Estudió relaciones públicas, su carrera la financió la revolución
bolivariana, pero desde hace cinco años no conseguía trabajo. En
Colombia, encontró la fórmula para conseguir dinero.
Sentada
en esa mesa, Sari no paraba de inspeccionar con su mirada los otros
rincones del lugar. En frente, tres hombres brindaban con media botella
de ron. Se fijó en uno de ellos, el que la miraba fijamente, y al menor
descuido de su primer ‘enamorado’, le mandó un beso a la distancia, que
fue recibido en aquella mesa con risas nerviosas. Minutos después se
levantó de su silla y caminó hasta donde los tres hombres.
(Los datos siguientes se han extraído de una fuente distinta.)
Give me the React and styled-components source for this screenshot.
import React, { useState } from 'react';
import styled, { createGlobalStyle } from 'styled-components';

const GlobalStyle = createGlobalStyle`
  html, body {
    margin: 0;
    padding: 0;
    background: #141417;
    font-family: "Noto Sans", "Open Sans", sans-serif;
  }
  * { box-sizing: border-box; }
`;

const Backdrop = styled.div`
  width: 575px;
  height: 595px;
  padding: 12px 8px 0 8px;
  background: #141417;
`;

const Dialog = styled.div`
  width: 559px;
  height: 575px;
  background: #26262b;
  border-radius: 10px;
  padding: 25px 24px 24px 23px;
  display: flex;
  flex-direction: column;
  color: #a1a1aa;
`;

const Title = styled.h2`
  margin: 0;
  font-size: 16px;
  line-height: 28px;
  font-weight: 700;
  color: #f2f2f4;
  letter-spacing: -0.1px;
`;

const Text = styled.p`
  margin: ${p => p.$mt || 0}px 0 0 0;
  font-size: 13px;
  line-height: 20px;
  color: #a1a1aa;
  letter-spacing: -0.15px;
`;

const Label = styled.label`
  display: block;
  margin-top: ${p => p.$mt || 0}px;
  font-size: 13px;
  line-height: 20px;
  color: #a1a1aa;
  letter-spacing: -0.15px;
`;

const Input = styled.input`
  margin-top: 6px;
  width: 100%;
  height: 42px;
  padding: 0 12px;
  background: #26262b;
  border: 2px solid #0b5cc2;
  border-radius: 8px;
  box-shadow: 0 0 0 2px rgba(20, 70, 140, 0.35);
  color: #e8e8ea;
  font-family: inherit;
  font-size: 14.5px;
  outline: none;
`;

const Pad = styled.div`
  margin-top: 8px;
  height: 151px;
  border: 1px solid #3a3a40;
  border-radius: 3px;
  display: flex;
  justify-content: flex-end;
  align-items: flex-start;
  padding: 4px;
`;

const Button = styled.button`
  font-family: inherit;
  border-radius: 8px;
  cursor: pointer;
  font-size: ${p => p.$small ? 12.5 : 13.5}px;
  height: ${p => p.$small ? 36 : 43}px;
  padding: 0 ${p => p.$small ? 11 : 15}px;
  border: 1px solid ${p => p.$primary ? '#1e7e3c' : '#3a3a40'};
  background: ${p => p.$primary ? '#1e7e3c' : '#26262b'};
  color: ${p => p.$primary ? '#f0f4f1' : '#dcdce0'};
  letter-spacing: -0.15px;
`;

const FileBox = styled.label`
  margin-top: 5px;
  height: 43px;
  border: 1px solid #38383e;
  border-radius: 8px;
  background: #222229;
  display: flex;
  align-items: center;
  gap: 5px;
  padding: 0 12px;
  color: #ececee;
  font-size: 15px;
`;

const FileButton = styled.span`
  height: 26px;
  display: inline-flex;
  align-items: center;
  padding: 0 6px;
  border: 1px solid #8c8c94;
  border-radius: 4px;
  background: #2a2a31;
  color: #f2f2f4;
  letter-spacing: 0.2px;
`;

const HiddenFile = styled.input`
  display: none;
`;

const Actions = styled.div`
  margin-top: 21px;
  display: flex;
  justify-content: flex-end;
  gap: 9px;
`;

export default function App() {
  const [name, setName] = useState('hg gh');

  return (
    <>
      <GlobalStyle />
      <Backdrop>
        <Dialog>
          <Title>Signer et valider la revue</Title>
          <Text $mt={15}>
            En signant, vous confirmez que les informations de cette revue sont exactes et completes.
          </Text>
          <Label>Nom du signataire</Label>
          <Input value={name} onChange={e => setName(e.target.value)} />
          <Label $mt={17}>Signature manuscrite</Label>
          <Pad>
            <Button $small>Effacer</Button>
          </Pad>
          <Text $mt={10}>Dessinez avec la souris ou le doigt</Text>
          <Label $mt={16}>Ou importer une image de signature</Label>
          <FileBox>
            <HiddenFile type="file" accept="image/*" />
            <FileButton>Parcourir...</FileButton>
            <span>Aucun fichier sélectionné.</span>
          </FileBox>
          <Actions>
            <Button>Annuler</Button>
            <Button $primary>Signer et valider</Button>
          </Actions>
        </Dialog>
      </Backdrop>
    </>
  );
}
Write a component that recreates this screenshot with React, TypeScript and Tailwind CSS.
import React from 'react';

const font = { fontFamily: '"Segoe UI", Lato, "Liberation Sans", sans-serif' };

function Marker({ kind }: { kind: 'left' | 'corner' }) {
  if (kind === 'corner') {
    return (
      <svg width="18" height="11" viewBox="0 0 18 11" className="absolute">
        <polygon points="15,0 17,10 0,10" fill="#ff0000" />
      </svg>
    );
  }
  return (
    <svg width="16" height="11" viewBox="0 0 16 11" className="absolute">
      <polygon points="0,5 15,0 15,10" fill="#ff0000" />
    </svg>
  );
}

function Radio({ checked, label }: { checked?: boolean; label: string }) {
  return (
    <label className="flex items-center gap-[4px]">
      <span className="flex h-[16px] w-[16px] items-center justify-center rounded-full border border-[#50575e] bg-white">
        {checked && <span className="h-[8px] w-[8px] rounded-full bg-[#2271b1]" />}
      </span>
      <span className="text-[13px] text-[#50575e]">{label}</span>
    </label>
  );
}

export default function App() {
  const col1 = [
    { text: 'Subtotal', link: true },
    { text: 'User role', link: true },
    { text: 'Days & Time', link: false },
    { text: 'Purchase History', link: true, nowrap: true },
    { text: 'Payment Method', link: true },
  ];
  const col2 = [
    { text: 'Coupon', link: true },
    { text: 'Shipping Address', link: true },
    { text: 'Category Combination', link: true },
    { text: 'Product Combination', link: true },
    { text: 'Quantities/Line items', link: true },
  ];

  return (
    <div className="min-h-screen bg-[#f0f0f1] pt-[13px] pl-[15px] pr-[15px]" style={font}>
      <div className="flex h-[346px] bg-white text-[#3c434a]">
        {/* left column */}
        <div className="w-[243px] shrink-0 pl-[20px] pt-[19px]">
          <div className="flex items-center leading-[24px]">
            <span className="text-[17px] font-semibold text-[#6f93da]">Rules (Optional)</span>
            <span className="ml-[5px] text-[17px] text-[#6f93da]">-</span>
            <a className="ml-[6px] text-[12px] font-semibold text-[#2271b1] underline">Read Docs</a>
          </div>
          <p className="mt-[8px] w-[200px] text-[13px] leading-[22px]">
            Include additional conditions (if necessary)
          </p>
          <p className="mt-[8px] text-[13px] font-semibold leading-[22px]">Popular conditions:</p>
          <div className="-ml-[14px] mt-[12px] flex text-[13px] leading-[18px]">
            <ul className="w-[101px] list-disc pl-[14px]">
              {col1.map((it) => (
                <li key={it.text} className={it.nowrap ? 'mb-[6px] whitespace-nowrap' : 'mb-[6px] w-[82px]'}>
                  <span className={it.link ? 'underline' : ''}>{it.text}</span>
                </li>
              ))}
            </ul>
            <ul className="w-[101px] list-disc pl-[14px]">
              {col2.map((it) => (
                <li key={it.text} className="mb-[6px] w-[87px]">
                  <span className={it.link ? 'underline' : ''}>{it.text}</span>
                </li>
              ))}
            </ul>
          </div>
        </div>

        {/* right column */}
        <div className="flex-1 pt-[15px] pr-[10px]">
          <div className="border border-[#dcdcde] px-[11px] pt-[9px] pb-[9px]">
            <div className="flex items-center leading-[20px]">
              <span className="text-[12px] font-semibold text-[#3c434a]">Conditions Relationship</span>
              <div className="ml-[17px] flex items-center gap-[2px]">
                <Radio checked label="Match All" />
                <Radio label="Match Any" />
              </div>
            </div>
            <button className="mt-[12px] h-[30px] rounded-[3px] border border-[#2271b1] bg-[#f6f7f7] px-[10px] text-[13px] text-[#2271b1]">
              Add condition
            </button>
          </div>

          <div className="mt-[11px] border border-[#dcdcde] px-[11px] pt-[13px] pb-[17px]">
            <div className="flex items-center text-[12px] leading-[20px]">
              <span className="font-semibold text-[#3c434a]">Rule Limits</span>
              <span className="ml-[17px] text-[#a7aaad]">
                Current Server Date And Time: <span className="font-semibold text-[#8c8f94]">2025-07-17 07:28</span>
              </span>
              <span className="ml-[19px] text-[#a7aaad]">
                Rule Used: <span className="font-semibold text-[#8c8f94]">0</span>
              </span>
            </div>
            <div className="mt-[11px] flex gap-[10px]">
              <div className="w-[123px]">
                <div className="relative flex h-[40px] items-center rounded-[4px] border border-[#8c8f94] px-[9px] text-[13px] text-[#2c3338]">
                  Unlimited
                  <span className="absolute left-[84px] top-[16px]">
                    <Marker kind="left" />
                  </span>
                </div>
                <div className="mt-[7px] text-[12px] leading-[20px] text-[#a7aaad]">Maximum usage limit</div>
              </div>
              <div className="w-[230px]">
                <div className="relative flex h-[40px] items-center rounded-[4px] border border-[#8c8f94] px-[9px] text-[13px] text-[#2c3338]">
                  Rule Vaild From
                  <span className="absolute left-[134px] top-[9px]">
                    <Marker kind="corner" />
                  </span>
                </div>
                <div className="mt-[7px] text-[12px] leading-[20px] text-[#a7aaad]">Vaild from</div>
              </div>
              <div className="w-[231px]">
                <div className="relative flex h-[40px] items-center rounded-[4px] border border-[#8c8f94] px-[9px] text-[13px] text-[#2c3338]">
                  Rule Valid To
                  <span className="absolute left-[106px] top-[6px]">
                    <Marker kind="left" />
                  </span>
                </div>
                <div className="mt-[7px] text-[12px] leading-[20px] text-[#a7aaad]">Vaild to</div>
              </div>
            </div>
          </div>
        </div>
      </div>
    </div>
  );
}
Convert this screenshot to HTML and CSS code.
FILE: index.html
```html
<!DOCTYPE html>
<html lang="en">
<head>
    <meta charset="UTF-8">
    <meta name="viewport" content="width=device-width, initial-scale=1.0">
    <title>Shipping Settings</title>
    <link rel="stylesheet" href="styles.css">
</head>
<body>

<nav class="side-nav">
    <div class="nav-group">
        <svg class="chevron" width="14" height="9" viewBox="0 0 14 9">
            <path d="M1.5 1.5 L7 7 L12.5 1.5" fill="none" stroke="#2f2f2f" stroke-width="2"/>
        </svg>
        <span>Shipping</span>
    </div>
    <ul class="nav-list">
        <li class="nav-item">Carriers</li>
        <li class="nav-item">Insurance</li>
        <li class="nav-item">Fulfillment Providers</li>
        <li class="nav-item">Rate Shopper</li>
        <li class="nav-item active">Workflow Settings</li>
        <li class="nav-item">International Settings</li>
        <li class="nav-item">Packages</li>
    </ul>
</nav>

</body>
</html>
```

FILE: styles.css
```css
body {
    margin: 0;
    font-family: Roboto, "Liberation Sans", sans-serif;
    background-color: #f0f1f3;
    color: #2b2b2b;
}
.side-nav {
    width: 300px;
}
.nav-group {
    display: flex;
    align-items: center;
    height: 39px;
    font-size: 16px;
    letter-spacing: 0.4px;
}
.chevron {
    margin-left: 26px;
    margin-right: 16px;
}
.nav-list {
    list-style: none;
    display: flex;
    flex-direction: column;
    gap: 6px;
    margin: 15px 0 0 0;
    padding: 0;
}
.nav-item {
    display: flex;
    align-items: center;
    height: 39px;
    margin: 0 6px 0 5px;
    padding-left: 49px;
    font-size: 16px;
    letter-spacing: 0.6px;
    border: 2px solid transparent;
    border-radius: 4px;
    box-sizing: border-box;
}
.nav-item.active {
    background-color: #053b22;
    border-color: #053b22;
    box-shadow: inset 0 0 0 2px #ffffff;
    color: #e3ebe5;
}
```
Agarró la
media botella de ron y sirvió el trago hasta la última gota.
Mientras
en la pasarela, una voluptuosa mujer había bailado dos pistas de música
electrónica hasta quedarse desnuda, Sari le hablaba al oído al hombre
en el que se había fijado para enredarlo tan fácil como a un niño, con
ese acento caribeño al que difícilmente se le podía contestar con un no.
Lo sacó a bailar, lo agarró de la nuca, le acarició el pelo, le puso el
cuello cerca de la nariz para que no se le olvidara su olor; le
dio besos en la cara y hasta le agarró sus partes nobles. Parecían
novios.
Antes de que terminara la
canción, la única que bailarían, le propuso hacer el amor. El hombre no
se pudo negar a pesar de que intentó una rebaja de los $120.000 que Sari
le cobró. Se fueron agarrados de la mano, traspasaron una puerta,
subieron el ascensor hasta el cuarto piso. Veinte minutos después
bajaron separados, como si no se conocieran. En un rincón oscuro se
despidieron, para nunca volverse a ver.